**WHAT TO WORK ON**
Records follow. Pull out every line that contains "TypeScript".

**STORED RECORDS**
● ● ● ●

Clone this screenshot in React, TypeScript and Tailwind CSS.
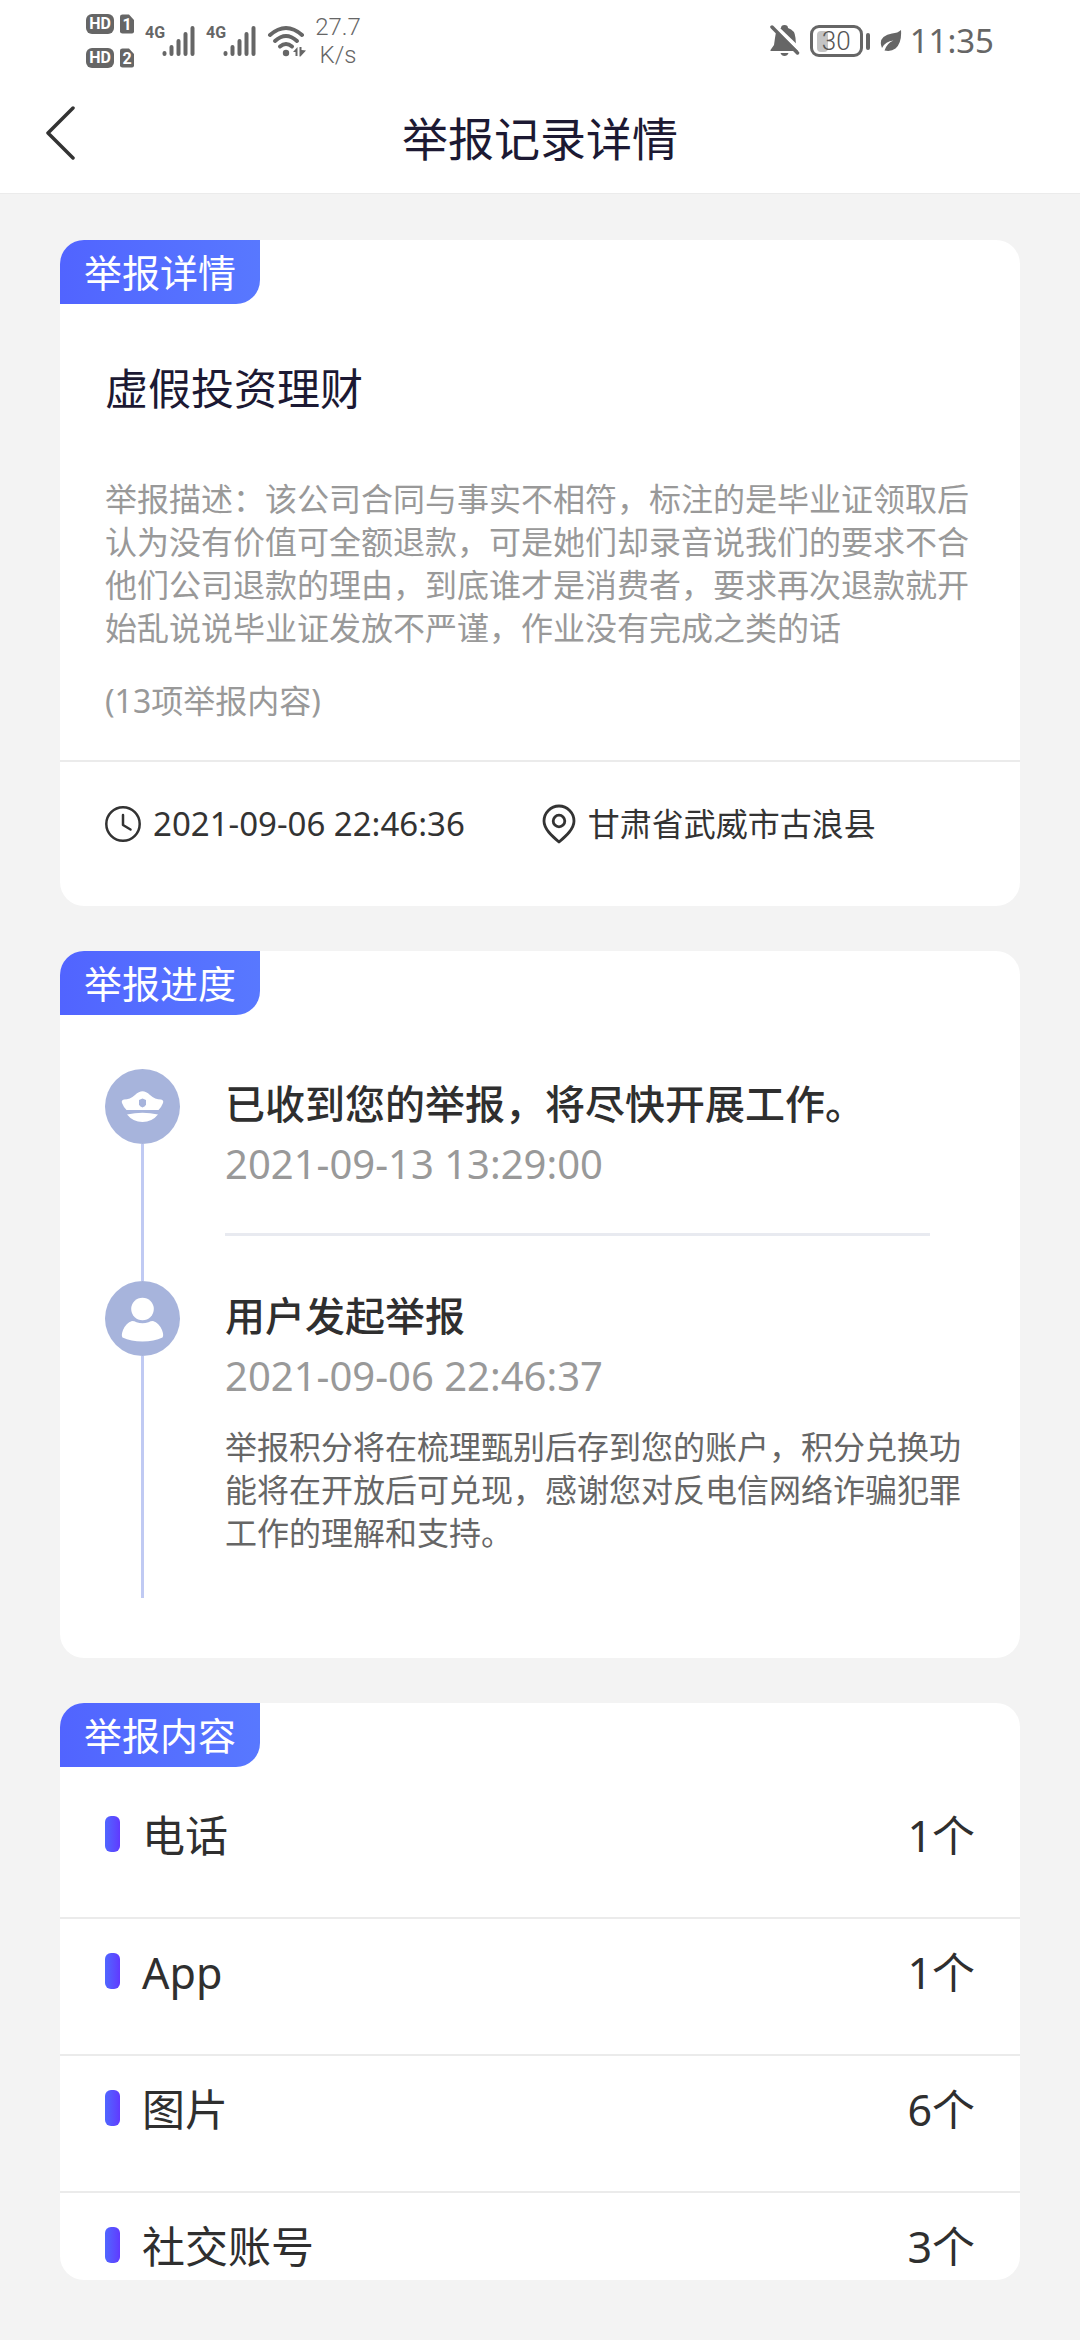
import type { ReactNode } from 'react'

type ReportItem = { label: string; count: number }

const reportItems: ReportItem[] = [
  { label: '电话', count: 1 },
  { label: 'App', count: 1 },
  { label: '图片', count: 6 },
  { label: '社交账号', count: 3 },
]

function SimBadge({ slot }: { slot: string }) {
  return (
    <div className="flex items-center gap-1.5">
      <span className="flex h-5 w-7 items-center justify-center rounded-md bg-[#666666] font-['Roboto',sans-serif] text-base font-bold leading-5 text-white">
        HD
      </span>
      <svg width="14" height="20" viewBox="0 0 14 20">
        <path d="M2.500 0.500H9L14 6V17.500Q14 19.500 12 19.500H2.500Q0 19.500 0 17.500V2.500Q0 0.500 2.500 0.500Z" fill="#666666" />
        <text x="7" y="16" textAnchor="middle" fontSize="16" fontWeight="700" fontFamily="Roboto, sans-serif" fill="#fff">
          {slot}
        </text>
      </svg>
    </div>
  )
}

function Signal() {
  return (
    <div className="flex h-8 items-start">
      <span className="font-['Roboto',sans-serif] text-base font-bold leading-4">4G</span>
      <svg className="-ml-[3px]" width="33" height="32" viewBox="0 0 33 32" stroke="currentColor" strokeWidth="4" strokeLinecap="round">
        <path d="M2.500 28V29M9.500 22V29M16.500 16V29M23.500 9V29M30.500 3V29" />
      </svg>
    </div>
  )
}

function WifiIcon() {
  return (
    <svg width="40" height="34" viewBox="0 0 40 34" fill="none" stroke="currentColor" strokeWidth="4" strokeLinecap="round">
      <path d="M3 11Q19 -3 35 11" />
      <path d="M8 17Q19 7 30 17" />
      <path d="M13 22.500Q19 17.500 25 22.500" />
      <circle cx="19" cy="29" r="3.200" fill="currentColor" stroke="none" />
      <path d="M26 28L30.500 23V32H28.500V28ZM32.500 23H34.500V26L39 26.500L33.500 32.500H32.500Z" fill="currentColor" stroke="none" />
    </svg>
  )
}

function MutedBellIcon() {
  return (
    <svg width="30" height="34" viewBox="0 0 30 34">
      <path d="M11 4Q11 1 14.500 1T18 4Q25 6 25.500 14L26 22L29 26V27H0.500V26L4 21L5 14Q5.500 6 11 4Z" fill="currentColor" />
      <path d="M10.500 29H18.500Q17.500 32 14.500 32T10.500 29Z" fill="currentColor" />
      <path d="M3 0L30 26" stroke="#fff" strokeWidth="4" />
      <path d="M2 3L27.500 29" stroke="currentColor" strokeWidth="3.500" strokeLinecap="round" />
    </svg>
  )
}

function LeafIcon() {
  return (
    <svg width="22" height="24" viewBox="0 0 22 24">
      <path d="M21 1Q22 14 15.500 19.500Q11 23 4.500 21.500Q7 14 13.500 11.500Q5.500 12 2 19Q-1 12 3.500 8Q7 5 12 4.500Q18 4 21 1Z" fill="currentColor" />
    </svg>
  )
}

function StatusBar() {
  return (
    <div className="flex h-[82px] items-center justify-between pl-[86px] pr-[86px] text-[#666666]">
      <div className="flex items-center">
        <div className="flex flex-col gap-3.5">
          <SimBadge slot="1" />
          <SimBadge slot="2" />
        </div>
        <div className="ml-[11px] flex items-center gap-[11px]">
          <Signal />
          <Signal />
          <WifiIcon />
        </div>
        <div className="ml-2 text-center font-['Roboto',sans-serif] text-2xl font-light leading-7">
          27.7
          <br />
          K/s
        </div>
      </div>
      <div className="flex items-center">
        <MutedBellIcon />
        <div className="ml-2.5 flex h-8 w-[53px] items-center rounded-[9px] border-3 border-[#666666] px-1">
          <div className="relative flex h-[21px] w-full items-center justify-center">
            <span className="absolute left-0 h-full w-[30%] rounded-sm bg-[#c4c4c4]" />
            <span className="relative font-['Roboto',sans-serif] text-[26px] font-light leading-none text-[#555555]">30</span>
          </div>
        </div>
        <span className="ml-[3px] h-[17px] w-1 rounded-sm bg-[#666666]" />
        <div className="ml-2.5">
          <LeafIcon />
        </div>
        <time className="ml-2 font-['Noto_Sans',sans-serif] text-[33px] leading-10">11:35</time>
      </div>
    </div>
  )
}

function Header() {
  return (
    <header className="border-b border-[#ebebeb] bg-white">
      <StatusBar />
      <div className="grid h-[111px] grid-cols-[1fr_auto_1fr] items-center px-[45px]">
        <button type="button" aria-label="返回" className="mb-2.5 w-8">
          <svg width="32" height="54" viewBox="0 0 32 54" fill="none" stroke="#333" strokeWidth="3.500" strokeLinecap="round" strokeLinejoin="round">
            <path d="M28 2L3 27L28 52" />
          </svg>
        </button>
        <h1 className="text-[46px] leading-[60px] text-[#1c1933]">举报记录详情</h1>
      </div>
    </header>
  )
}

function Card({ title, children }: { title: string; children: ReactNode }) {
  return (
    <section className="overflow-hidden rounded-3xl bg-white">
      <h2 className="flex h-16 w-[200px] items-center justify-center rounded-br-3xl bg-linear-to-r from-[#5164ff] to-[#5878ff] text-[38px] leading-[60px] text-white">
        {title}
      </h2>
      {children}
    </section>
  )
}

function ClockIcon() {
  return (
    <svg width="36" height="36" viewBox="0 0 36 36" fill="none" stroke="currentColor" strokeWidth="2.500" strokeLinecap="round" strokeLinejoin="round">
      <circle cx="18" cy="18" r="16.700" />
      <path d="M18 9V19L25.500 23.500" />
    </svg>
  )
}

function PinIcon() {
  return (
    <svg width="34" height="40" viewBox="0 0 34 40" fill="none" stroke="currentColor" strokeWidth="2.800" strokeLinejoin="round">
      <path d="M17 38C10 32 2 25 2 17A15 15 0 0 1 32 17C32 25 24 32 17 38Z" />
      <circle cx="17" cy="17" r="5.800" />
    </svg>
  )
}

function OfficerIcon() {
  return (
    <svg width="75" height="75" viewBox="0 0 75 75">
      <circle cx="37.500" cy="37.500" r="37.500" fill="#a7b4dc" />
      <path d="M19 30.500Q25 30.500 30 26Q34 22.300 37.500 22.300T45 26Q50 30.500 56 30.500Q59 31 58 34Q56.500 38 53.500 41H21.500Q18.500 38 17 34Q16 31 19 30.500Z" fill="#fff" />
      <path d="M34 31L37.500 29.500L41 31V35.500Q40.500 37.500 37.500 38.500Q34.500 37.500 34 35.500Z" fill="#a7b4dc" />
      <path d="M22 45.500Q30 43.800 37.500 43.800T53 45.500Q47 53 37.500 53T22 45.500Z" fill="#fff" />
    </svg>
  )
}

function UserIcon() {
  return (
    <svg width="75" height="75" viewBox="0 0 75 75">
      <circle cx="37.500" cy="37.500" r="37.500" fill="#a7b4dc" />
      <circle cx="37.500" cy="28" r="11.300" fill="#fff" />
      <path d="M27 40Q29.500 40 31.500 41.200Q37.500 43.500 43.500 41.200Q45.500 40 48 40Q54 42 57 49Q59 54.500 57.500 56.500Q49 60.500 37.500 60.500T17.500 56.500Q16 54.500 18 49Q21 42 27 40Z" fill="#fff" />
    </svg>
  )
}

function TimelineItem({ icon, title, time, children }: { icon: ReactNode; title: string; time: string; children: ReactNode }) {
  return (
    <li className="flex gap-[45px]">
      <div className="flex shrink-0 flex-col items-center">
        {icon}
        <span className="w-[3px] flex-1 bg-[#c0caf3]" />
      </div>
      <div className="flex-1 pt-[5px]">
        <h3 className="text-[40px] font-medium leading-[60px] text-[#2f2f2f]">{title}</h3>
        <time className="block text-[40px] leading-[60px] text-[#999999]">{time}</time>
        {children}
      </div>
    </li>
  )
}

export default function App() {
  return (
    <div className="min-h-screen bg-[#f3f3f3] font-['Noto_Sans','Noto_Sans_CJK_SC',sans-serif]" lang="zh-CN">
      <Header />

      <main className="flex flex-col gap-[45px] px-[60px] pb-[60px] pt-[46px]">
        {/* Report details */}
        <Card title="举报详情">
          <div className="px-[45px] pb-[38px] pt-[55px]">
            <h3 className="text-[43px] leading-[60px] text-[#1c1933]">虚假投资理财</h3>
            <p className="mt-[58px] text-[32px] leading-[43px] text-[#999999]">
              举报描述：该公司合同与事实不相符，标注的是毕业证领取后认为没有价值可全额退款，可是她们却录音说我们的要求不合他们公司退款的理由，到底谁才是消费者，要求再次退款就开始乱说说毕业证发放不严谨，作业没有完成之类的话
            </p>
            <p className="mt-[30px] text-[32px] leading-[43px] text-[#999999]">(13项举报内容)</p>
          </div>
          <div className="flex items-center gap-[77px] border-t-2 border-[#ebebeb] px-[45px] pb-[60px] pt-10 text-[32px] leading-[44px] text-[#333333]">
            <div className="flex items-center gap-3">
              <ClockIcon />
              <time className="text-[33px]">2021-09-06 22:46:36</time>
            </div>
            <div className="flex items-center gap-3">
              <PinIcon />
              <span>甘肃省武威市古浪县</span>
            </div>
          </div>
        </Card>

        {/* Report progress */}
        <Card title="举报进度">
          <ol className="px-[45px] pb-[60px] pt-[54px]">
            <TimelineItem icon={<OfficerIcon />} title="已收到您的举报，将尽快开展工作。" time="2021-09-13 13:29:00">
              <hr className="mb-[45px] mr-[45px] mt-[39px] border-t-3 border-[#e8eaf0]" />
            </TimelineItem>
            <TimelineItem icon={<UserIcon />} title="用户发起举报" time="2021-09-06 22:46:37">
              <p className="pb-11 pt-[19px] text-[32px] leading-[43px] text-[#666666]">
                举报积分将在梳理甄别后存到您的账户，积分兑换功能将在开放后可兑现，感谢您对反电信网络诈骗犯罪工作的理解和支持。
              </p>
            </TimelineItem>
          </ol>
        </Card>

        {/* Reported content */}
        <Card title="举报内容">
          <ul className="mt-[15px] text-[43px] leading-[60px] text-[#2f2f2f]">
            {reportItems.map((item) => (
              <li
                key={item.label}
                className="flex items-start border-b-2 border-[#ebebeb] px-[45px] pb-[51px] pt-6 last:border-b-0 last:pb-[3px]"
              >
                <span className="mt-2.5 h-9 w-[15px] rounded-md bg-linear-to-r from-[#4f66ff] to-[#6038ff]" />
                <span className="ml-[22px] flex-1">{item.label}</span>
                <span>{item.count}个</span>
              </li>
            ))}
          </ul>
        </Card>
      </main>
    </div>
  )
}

● ● ● ●

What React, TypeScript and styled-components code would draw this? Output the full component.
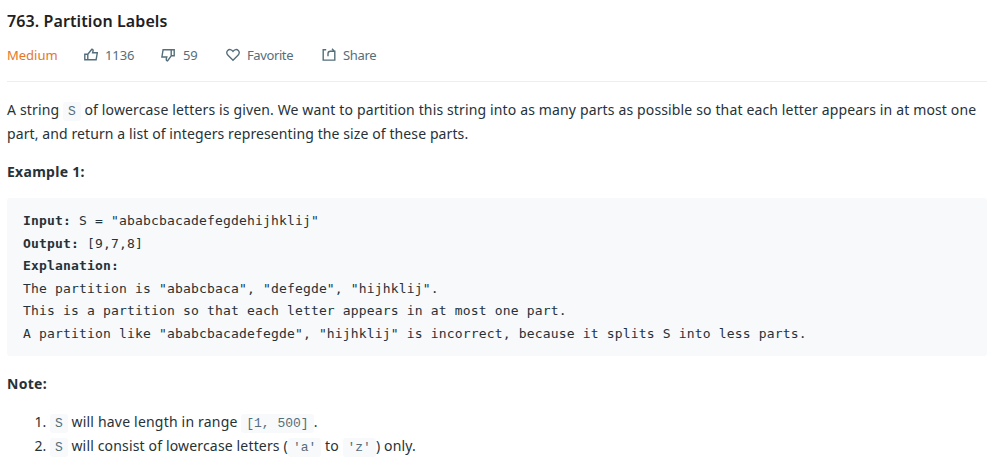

● ● ● ●

**REPLY**
Clone this screenshot in React, TypeScript and Tailwind CSS.
What React, TypeScript and styled-components code would draw this? Output the full component.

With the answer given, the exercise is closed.